The reality of children is that suddenly, you're more vulnerable. Suddenly, you have something to lose. Suddenly, it matters a whole lot more when a politician makes a stupid law or creates debt for the next generation. Suddenly, healing the world takes a back seat to protecting your children. Suddenly, the society's scariness comes into sharp focus.
Loving makes us vulnerable.
Withholding love doesn't make you strong though. This is one of life's paradoxes. Being a rock, being an island might spare you pain but it also isolates a person creating a brittleness of being. A person can protect herself and by doing so, limit vulnerability. It calls to mind something G.K. Chesterton said. He described a soldier, timid and afraid versus a soldier bold and engaging. Often to save his own life, the soldier has to risk it, because to try and protect it is to surely die.
Love is like that. In order to survive and thrive, a person must reach out and that makes him vulnerable. But to be alone, is to assure the hurt. It's a self-fulfilling prophecy. As a parent, that uneasy balance rules life. A consuming love reveals a vulnerability. Loss of or harm to this child would cause more grief than it's possible to contemplate. It's almost crazy-making to consider. With the TV blaring on about snatched and murdered children, parents feel even more vulnerable. It could happen. It happened to them.

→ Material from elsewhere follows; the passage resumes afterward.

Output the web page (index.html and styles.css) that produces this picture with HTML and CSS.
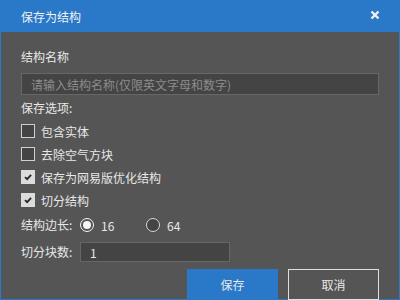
FILE: index.html
```html
<!DOCTYPE html>
<html>
<head>
<meta charset="UTF-8">
<title>保存为结构</title>
<link rel="stylesheet" href="styles.css">
</head>
<body>
<div class="dialog">

<div class="titlebar">
<span class="title">保存为结构</span>
<span class="close"><svg viewBox="0 0 10 10"><path d="M1.5 1.5L8.5 8.5M8.5 1.5L1.5 8.5"/></svg></span>
</div>

<div class="content">
<div class="label name">结构名称</div>
<div class="input wide"><span class="placeholder">请输入结构名称(仅限英文字母和数字)</span></div>

<div class="label options">保存选项:</div>
<div class="checks">
<div class="check"><span class="box"></span>包含实体</div>
<div class="check"><span class="box"></span>去除空气方块</div>
<div class="check on"><span class="box"><svg viewBox="0 0 14 14"><path d="M3.5 7.2L6 9.6L10.6 4.6"/></svg></span>保存为网易版优化结构</div>
<div class="check on"><span class="box"><svg viewBox="0 0 14 14"><path d="M3.5 7.2L6 9.6L10.6 4.6"/></svg></span>切分结构</div>
</div>

<div class="row size">
<span class="label">结构边长:</span>
<span class="radio on"><span class="dot"></span></span><span class="val">16</span>
<span class="radio"></span><span class="val">64</span>
</div>

<div class="row count">
<span class="label">切分块数:</span>
<div class="input short">1</div>
</div>

<div class="buttons">
<div class="btn primary">保存</div>
<div class="btn">取消</div>
</div>
</div>

</div>
</body>
</html>
```

FILE: styles.css
```css
*{
box-sizing: border-box;
margin:0; padding:0;
}

body{
width: 400px; height: 300px;
overflow: hidden;
font-family: "Noto Sans CJK SC", "Liberation Sans", sans-serif;
font-size: 12px;
color: #e8e8e8;
background: #555;
}

.dialog{
width: 400px; height: 300px;
display: flex;
flex-direction: column;
background: #555;
border: 1px solid #2a78c8;
border-top: none;
}

/*---------*/
.titlebar{
height: 32px;
flex: none;
background: #2a78c8;
display: flex;
align-items: center;
justify-content: space-between;
padding: 0 20px 0 21px;
margin: 0 -1px;
}

.title{
font-size: 12px;
color: #f2f2f2;
line-height: 1;
padding-top: 1px;
}

.close{
width: 10px; height: 10px;
display: inline-flex;
margin-top: -2px;
}

.close svg{
width: 100%; height: 100%;
stroke: #f0f0f0;
stroke-width: 2.4;
}

/*---------*/
.content{
flex: 1;
padding: 17px 20px 0 20px;
display: flex;
flex-direction: column;
}

.label{
line-height: 16px;
white-space: nowrap;
}

.input{
height: 22px;
background: #444;
border: 1px solid #676767;
display: flex;
align-items: center;
padding-left: 9px;
}

.input.wide{
margin-top: 8px;
width: 358px;
}

.placeholder{
color: #8c8c8c;
}

.options{
margin-top: 5px;
}

.checks{
margin-top: 8px;
display: flex;
flex-direction: column;
gap: 9px;
}

.check{
display: flex;
align-items: center;
gap: 6px;
height: 14px;
}

.box{
width: 14px; height: 14px;
border: 1px solid #cfcfcf;
background: #444;
display: inline-flex;
}

.check.on .box{
background: #dcdcdc;
border-color: #dcdcdc;
}

.box svg{
width: 100%; height: 100%;
fill: none;
stroke: #2a2a2a;
stroke-width: 2.2;
}

.row{
display: flex;
align-items: center;
}

.size{
margin-top: 11px;
height: 14px;
}

.size .label{
width: 59px;
}

.radio{
width: 14px; height: 14px;
border-radius: 50%;
border: 1px solid #d6d6d6;
background: #444;
display: inline-flex;
align-items: center;
justify-content: center;
}

.radio.on{
background: #555;
border: 1.5px solid #f5f5f5;
}

.radio .dot{
width: 8px; height: 8px;
border-radius: 50%;
background: #f5f5f5;
}

.val{
margin-left: 7px;
width: 45px;
}

.count{
margin-top: 10px;
}

.count .label{
width: 59px;
}

.input.short{
width: 150px;
height: 20px;
padding-left: 9px;
}

.buttons{
margin-top: 7px;
display: flex;
justify-content: flex-end;
gap: 10px;
}

.btn{
width: 91px;
height: 31px;
display: flex;
align-items: center;
justify-content: center;
border: 1px solid #e0e0e0;
font-size: 12px;
}

.btn.primary{
background: #2a78c8;
border-color: #2a78c8;
}
```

Still, to not have children, to not love, to not reach out is to live a fear-driven life. Fear makes a person timid. Fear makes a person weak. Fear makes a person lonely. Ultimately, it takes courage to love and to live. And the people who withdraw and avoid loving to save themselves end up doing just the opposite.
Love makes you vulnerable but it also makes you strong.
In honor of this idea, I'm sharing with you some of my favorites. Here is the great Simon & Garfunkel tune "I Am A Rock" set to my favorite Harry Potter character Severis Snape, played by the inimitable Alan Rickman who I also love. Go to the link HERE. I can't embed it. But it's worth a look.
The brilliant and always beautiful Anchoress adds this when referring to the European birthrate which is declining precipitously:
I’ve realized over the years that anti-life action, abortion, euthanasia, are all failures of love, and failures to be willing to open yourself up to all the ache and beauty that love brings. People don’t mind the beauty but they don’t want the ache, so they settle for a beauty less vibrant but safer.So, Europe is dying, but why? Author Bruce Thorton says over at The Corner:
Because, replies the author of Decline and Fall: Europe’s Slow-Motion Suicide, “children are expensive. They require you to sacrifice your time and your interests and your own comfort. If your highest good is pleasure, if your highest good is a sophisticated life, then children get in the way. Why would you spend so much money and so much energy on children if your highest good is simply material well-being? That's sort of the spiritual dimension of the problem."Having children, loving in general, requires a certain amount of faith and optimism. Nihilistic despair and hopelessness starves love and leads to solitude. And when whole countries despair, whole countries die.
“The spiritual dimension of the problem.” There are so few children in Europe, in other words, because there are so few believers.
Risking love means risking life. And to not risk is to already die.